As a child, I was in a constant state of needing to be the absolute center of attention. Usually this showcased itself in me dressing up, dancing, singing, talking, and generally refusing to let adults do anything but focus on the obnoxious child in the center of the room wearing sneakers, a big pink hat, and a purple dress with the biggest bow the early 90s fashion would permit. You may ask, what has changed? Well, the bow got smaller.
As I grew up, I became a teenager, by all accounts a fairly decent one. We had our qualms. I felt like I knew everything and deserved everything (I stand by that logic). They learned to deal with my hysterical passionate moments over the most trivial of items like when someone had the same prom dress as me. The world, miraculously, did not implode.

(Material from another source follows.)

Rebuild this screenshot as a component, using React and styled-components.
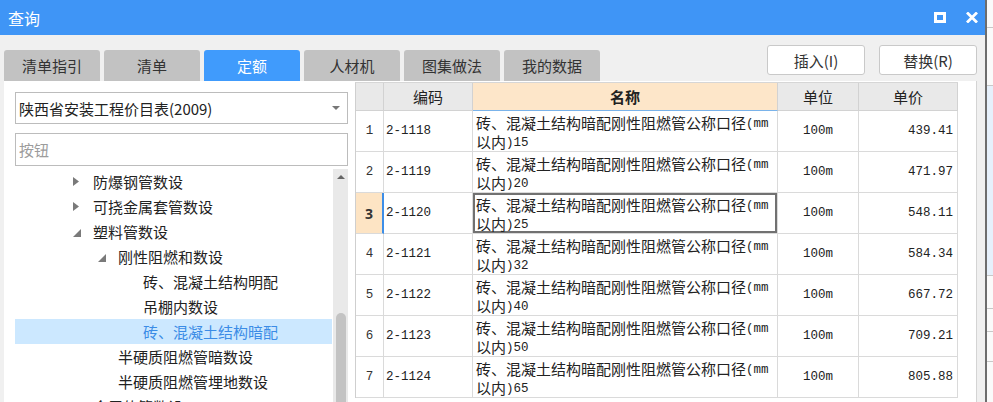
import React from 'react';
import styled, { createGlobalStyle } from 'styled-components';

const GlobalStyle = createGlobalStyle`
  html, body { margin: 0; padding: 0; }
  body {
    font-family: "Noto Sans CJK SC", "Noto Sans", sans-serif;
    background: #f6f6f6;
  }
  * { box-sizing: border-box; }
`;

const Screen = styled.div`
  width: 993px;
  height: 402px;
  display: flex;
  overflow: hidden;
`;

const Dialog = styled.div`
  width: 987px;
  height: 402px;
  flex: none;
  display: flex;
  flex-direction: column;
  background: #f0f0f0;
  border-right: 2px solid #6d6d6d;
`;

const Outside = styled.div`
  flex: 1;
  display: flex;
  flex-direction: column;
  background: #fafafa;
`;

const OutsideStrip = styled.div`
  height: ${p => p.$h}px;
  flex: none;
  background: ${p => p.$bg || '#fafafa'};
  border-bottom: 1px solid #c8c8c8;
`;

const TitleBar = styled.div`
  height: 35px;
  flex: none;
  background: #3f95f6;
  display: flex;
  align-items: center;
  padding: 0 7px 0 8px;
  color: #fff;
`;

const Title = styled.div`
  flex: 1;
  font-size: 16px;
  line-height: 1;
`;

const WinButtons = styled.div`
  display: flex;
  align-items: center;
  gap: 20px;
`;

const TopRow = styled.div`
  height: 46px;
  flex: none;
  display: flex;
  padding: 0 8px 0 4px;
`;

const Tabs = styled.div`
  display: flex;
  gap: 4px;
  align-self: flex-end;
`;

const Tab = styled.div`
  width: 96px;
  height: 31px;
  border-radius: 3px 3px 0 0;
  background: ${p => (p.$active ? '#409bfc' : '#c2c2c2')};
  color: ${p => (p.$active ? '#fff' : '#333')};
  font-size: 15px;
  display: flex;
  align-items: center;
  justify-content: center;
`;

const Spacer = styled.div`
  flex: 1;
`;

const Buttons = styled.div`
  display: flex;
  gap: 14px;
  margin-top: 10px;
  align-self: flex-start;
`;

const Button = styled.div`
  width: 98px;
  height: 30px;
  background: #fff;
  border: 1px solid #c9c9c9;
  border-radius: 3px;
  font-size: 15px;
  color: #333;
  display: flex;
  align-items: center;
  justify-content: center;
`;

const Content = styled.div`
  flex: 1;
  min-height: 0;
  display: flex;
  margin: 0 8px 0 4px;
  background: #fff;
  border-right: 1px solid #d4d4d4;
  overflow: hidden;
`;

const LeftPanel = styled.div`
  width: 351px;
  flex: none;
  display: flex;
  flex-direction: column;
  padding: 11px 7px 0 11px;
`;

const Combo = styled.div`
  height: 32px;
  flex: none;
  border: 1px solid #bcbcbc;
  display: flex;
  align-items: center;
  padding-left: 3px;
  font-size: 15px;
  color: #222;
`;

const ComboText = styled.span`
  flex: 1;
`;

const Caret = styled.span`
  width: 0;
  height: 0;
  margin-right: 7px;
  border-left: 4px solid transparent;
  border-right: 4px solid transparent;
  border-top: 4px solid #777;
`;

const Search = styled.input`
  height: 33px;
  flex: none;
  margin-top: 9px;
  border: 1px solid #bcbcbc;
  padding: 0 0 0 3px;
  font-family: "Noto Sans CJK SC", sans-serif;
  font-size: 15px;
  color: #222;
  outline: none;
  &::placeholder { color: #9c9c9c; }
`;

const TreeArea = styled.div`
  flex: 1;
  min-height: 0;
  margin-top: 3px;
  display: flex;
  gap: 1px;
  overflow: hidden;
`;

const TreeList = styled.div`
  width: 317px;
  flex: none;
  display: flex;
  flex-direction: column;
`;

const TreeRow = styled.div`
  height: 25px;
  flex: none;
  display: flex;
  align-items: center;
  padding-left: ${p => 58 + (p.$level - 1) * 25}px;
  background: ${p => (p.$selected ? '#cce8ff' : 'transparent')};
  color: ${p => (p.$selected ? '#3b8ce6' : '#222')};
  font-size: 15px;
  white-space: nowrap;
`;

const ArrowSlot = styled.span`
  width: 20px;
  flex: none;
  display: flex;
  align-items: center;
`;

const Scrollbar = styled.div`
  width: 15px;
  flex: none;
  background: #e9e9e9;
  display: flex;
  flex-direction: column;
  align-items: center;
`;

const UpArrow = styled.span`
  margin-top: 6px;
  width: 0;
  height: 0;
  border-left: 4px solid transparent;
  border-right: 4px solid transparent;
  border-bottom: 4px solid #666;
`;

const Thumb = styled.div`
  margin-top: 134px;
  flex: 1;
  width: 10px;
  border-radius: 5px 5px 0 0;
  background: #c3c3c3;
`;

const TablePane = styled.div`
  flex: 1;
  padding-top: 1px;
  display: flex;
  flex-direction: column;
`;

const Grid = styled.div`
  width: 603px;
  display: grid;
  grid-template-columns: 28px 89px 305px 81px 99px;
  grid-template-rows: 28px;
  grid-auto-rows: 41px;
  border-left: 1px solid #cfcfcf;
  border-top: 1px solid #d6d6d6;
`;

const HeadCell = styled.div`
  background: ${p => (p.$active ? '#fde6c9' : '#e9e9e9')};
  border-right: 1px solid #d2d2d2;
  border-bottom: 1px solid ${p => (p.$active ? '#7ab3ea' : '#d2d2d2')};
  font-size: 15px;
  font-weight: ${p => (p.$active ? 700 : 400)};
  color: #222;
  display: flex;
  align-items: center;
  justify-content: center;
`;

const Cell = styled.div`
  border-right: 1px solid #dadada;
  border-bottom: 1px solid #dadada;
  background: #fff;
  display: flex;
  align-items: center;
  color: #222;
  font-family: "Liberation Mono", "Noto Sans CJK SC", monospace;
  font-size: 12.5px;
`;

const RowNum = styled(Cell)`
  justify-content: center;
  background: ${p => (p.$active ? '#fde4c4' : '#fff')};
  border-right-color: ${p => (p.$active ? '#3d8ee8' : '#dadada')};
  border-right-width: ${p => (p.$active ? 2 : 1)}px;
  font-family: ${p => (p.$active ? '"Noto Sans", sans-serif' : '"Liberation Mono", monospace')};
  font-weight: ${p => (p.$active ? 700 : 400)};
  font-size: ${p => (p.$active ? 14 : 12.5)}px;
  color: #333;
`;

const CodeCell = styled(Cell)`
  padding-left: 2px;
`;

const NameCell = styled(Cell)`
  flex-direction: column;
  align-items: flex-start;
  padding: 3px 3px 0;
  font-family: "Noto Sans CJK SC", sans-serif;
  font-size: 15px;
  line-height: 18px;
  box-shadow: ${p => (p.$active ? 'inset 0 0 0 2px #717171' : 'none')};
  white-space: nowrap;
`;

const NameLine = styled.span`
  display: block;
`;

const Latin = styled.span`
  font-family: "Liberation Mono", monospace;
  font-size: 12.5px;
  vertical-align: 2px;
`;

const UnitCell = styled(Cell)`
  justify-content: center;
`;

const PriceCell = styled(Cell)`
  justify-content: flex-end;
  padding-right: 4px;
`;

function Mixed({ text }) {
  const parts = text.split(/([\x20-\x7e]+)/).filter(Boolean);
  return parts.map((p, i) =>
    /^[\x20-\x7e]+$/.test(p) ? <Latin key={i}>{p}</Latin> : <React.Fragment key={i}>{p}</React.Fragment>
  );
}

function CollapsedArrow() {
  return (
    <svg width="6" height="9" viewBox="0 0 6 9">
      <path d="M0 0 L6 4.5 L0 9 Z" fill="#7a7a7a" />
    </svg>
  );
}

function ExpandedArrow() {
  return (
    <svg width="8" height="8" viewBox="0 0 8 8" style={{ marginTop: 2 }}>
      <path d="M8 0 L8 8 L0 8 Z" fill="#7a7a7a" />
    </svg>
  );
}

const tree = [
  { level: 1, arrow: 'c', text: '防爆钢管数设' },
  { level: 1, arrow: 'c', text: '可挠金属套管数设' },
  { level: 1, arrow: 'e', text: '塑料管数设' },
  { level: 2, arrow: 'e', text: '刚性阻燃和数设' },
  { level: 3, text: '砖、混凝土结构明配' },
  { level: 3, text: '吊棚内数设' },
  { level: 3, text: '砖、混凝土结构暗配', selected: true },
  { level: 2, text: '半硬质阻燃管暗数设' },
  { level: 2, text: '半硬质阻燃管埋地数设' },
  { level: 1, arrow: 'c', text: '金属软管数设' },
];

const rows = [
  ['2-1118', '15', '439.41'],
  ['2-1119', '20', '471.97'],
  ['2-1120', '25', '548.11'],
  ['2-1121', '32', '584.34'],
  ['2-1122', '40', '667.72'],
  ['2-1123', '50', '709.21'],
  ['2-1124', '65', '805.88'],
];

const tabs = ['清单指引', '清单', '定额', '人材机', '图集做法', '我的数据'];

export default function App() {
  return (
    <>
      <GlobalStyle />
      <Screen>
        <Dialog>
          <TitleBar>
            <Title>查询</Title>
            <WinButtons>
              <svg width="12" height="11" viewBox="0 0 12 11">
                <rect x="1.5" y="1.5" width="9" height="8" fill="none" stroke="#fff" strokeWidth="3" />
              </svg>
              <svg width="12" height="11" viewBox="0 0 12 11">
                <path d="M1 0.5 L11 10.5 M11 0.5 L1 10.5" stroke="#fff" strokeWidth="2.8" />
              </svg>
            </WinButtons>
          </TitleBar>
          <TopRow>
            <Tabs>
              {tabs.map(t => (
                <Tab key={t} $active={t === '定额'}>{t}</Tab>
              ))}
            </Tabs>
            <Spacer />
            <Buttons>
              <Button>插入(I)</Button>
              <Button>替换(R)</Button>
            </Buttons>
          </TopRow>
          <Content>
            <LeftPanel>
              <Combo>
                <ComboText>陕西省安装工程价目表(2009)</ComboText>
                <Caret />
              </Combo>
              <Search placeholder="按钮" />
              <TreeArea>
                <TreeList>
                  {tree.map((n, i) => (
                    <TreeRow key={i} $level={n.level} $selected={n.selected}>
                      <ArrowSlot>
                        {n.arrow === 'c' && <CollapsedArrow />}
                        {n.arrow === 'e' && <ExpandedArrow />}
                      </ArrowSlot>
                      {n.text}
                    </TreeRow>
                  ))}
                </TreeList>
                <Scrollbar>
                  <UpArrow />
                  <Thumb />
                </Scrollbar>
              </TreeArea>
            </LeftPanel>
            <TablePane>
              <Grid>
                <HeadCell />
                <HeadCell>编码</HeadCell>
                <HeadCell $active>名称</HeadCell>
                <HeadCell>单位</HeadCell>
                <HeadCell>单价</HeadCell>
                {rows.map((r, i) => {
                  const active = i === 2;
                  return (
                    <React.Fragment key={r[0]}>
                      <RowNum $active={active}>{i + 1}</RowNum>
                      <CodeCell>{r[0]}</CodeCell>
                      <NameCell $active={active}>
                        <NameLine><Mixed text="砖、混凝土结构暗配刚性阻燃管公称口径(mm" /></NameLine>
                        <NameLine><Mixed text={`以内)${r[1]}`} /></NameLine>
                      </NameCell>
                      <UnitCell>100m</UnitCell>
                      <PriceCell>{r[2]}</PriceCell>
                    </React.Fragment>
                  );
                })}
              </Grid>
            </TablePane>
          </Content>
        </Dialog>
        <Outside>
          <OutsideStrip $h={28} />
          <OutsideStrip $h={58} />
          <OutsideStrip $h={190} $bg="#e6f0fb" />
          <OutsideStrip $h={33} />
          <OutsideStrip $h={23} />
          <OutsideStrip $h={30} />
        </Outside>
      </Screen>
    </>
  );
}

The real challenges came later in life for us. In my early 20s I was going everywhere an airplane would take me which also meant that the home base when in America was at my ‘rents. I loved my parents, but for whatever reason, if there wasn’t an ocean between us, it wasn’t far enough. After any stint away, I stayed at home till I could jet-set to another continent. Meanwhile, I was mopey, grumpy, sad, snippity (are those characters from a fairytale?). Nothing like your parents greeting you at the airport and you start crying about how much you don’t want to be there.
As I got “stuck” at home more, waiting for the next step in life, my parents learned that living together was less than ideal. I was whiney, sad, unhappy, ungrateful, essentially reverting to my persona of my first years on earth. The only thing that made me happy was new clothes which made me sad because I didn’t want to wear them around Camp Hill, PA. The continual mood swings and the difficulty I had finding a job as far as I could from the parents turned into dark times.
But within the darkness there is light, and the light was me finding work and relocating to Washington. What I didn’t realize is just how much they wanted to keep me down here.
After over a year and a half of living in DC, I finally moved into my very own apartment. My parents proved a great help with this process. They wanted to ensure I’m comfortable here as to never even have an inkling to come home; probably not even for a long weekend. They assisted in getting awkward items to the third floor, assembling furniture in the apartment (oh, Ikea), and stocking the new pad with cleaning essentials. Throughout the arduous move on the hottest day of the year, my mother and father delighted in reaffirming that this was the last time they would help me move, that I’d be very happy here for a very long time, that now it was time to dispose of all leftover memories still at home in a garbage bag with stuff they think I won’t know is gone from my childhood room (which is why my dollhouse is here, [see future blog post]).
In a way, compared to my older brother and sister, I took a very scenic approach to entering adulthood, one that I’m happy I took but also left me somewhat stagnant for a while. Because of this, I have a somewhat unique relationship with my mom and dad, and because of this, they love me a lot and like me much less some days.
So, this past weekend, the message was clear from my parents in the speed, agility, and enthusiasm they tackled assembling my room (despite age). They care about me and want me to be happy, but they prefer if I live within the 48 great, stay just below the Mason Dixon, and keep a steady job that keeps a steady distance between our abodes because no one wants those to overlap again.
And also, that after seeing the amount of clothes I have, promise to shop a little less, at least until my furniture is paid for. I will never make a promise I can’t keep.